Collected data =>
____________________

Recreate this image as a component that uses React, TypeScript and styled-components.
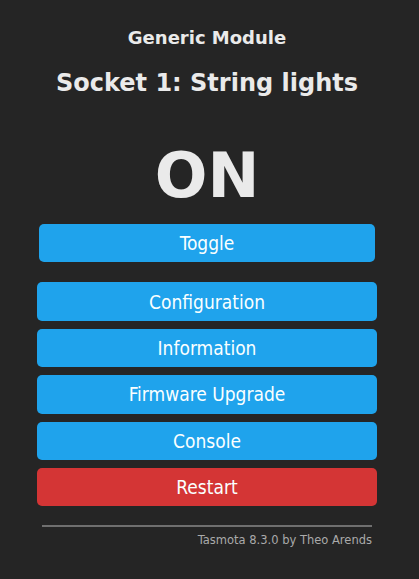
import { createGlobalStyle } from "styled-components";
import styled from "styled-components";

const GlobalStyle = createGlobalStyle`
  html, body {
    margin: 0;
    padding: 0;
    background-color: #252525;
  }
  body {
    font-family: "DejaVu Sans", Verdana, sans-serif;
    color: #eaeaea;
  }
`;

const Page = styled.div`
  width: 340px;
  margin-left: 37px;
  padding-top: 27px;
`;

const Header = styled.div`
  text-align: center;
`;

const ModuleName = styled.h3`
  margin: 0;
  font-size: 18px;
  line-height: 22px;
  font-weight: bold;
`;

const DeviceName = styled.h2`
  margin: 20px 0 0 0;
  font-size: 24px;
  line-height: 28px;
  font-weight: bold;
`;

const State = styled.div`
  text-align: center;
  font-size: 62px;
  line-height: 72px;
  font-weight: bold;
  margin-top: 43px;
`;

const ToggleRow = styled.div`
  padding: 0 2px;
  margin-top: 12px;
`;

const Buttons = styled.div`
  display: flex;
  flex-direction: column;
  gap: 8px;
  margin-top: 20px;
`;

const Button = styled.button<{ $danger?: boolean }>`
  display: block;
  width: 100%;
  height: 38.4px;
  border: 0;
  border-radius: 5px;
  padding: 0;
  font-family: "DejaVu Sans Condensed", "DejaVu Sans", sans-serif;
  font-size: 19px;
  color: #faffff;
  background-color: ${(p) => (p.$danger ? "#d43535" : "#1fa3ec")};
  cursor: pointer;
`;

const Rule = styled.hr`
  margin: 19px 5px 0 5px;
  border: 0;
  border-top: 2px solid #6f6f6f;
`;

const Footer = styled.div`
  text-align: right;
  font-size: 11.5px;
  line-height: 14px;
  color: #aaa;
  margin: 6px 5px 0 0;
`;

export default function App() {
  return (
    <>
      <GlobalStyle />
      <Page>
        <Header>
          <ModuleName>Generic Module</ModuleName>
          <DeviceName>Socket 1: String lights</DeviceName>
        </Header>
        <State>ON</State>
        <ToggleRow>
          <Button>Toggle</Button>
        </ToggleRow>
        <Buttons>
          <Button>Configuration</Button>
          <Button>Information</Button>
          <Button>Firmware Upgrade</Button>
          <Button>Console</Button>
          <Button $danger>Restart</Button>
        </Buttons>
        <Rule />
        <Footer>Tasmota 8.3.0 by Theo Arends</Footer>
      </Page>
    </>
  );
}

____________________

What you have to do => Your copy of the data above should match it exactly, except that pictures are left out.

Answer to the task =>
Recreate this image as a component that uses React, TypeScript and styled-components.
import { createGlobalStyle } from "styled-components";
import styled from "styled-components";

const GlobalStyle = createGlobalStyle`
  html, body {
    margin: 0;
    padding: 0;
    background-color: #252525;
  }
  body {
    font-family: "DejaVu Sans", Verdana, sans-serif;
    color: #eaeaea;
  }
`;

const Page = styled.div`
  width: 340px;
  margin-left: 37px;
  padding-top: 27px;
`;

const Header = styled.div`
  text-align: center;
`;

const ModuleName = styled.h3`
  margin: 0;
  font-size: 18px;
  line-height: 22px;
  font-weight: bold;
`;

const DeviceName = styled.h2`
  margin: 20px 0 0 0;
  font-size: 24px;
  line-height: 28px;
  font-weight: bold;
`;

const State = styled.div`
  text-align: center;
  font-size: 62px;
  line-height: 72px;
  font-weight: bold;
  margin-top: 43px;
`;

const ToggleRow = styled.div`
  padding: 0 2px;
  margin-top: 12px;
`;

const Buttons = styled.div`
  display: flex;
  flex-direction: column;
  gap: 8px;
  margin-top: 20px;
`;

const Button = styled.button<{ $danger?: boolean }>`
  display: block;
  width: 100%;
  height: 38.4px;
  border: 0;
  border-radius: 5px;
  padding: 0;
  font-family: "DejaVu Sans Condensed", "DejaVu Sans", sans-serif;
  font-size: 19px;
  color: #faffff;
  background-color: ${(p) => (p.$danger ? "#d43535" : "#1fa3ec")};
  cursor: pointer;
`;

const Rule = styled.hr`
  margin: 19px 5px 0 5px;
  border: 0;
  border-top: 2px solid #6f6f6f;
`;

const Footer = styled.div`
  text-align: right;
  font-size: 11.5px;
  line-height: 14px;
  color: #aaa;
  margin: 6px 5px 0 0;
`;

export default function App() {
  return (
    <>
      <GlobalStyle />
      <Page>
        <Header>
          <ModuleName>Generic Module</ModuleName>
          <DeviceName>Socket 1: String lights</DeviceName>
        </Header>
        <State>ON</State>
        <ToggleRow>
          <Button>Toggle</Button>
        </ToggleRow>
        <Buttons>
          <Button>Configuration</Button>
          <Button>Information</Button>
          <Button>Firmware Upgrade</Button>
          <Button>Console</Button>
          <Button $danger>Restart</Button>
        </Buttons>
        <Rule />
        <Footer>Tasmota 8.3.0 by Theo Arends</Footer>
      </Page>
    </>
  );
}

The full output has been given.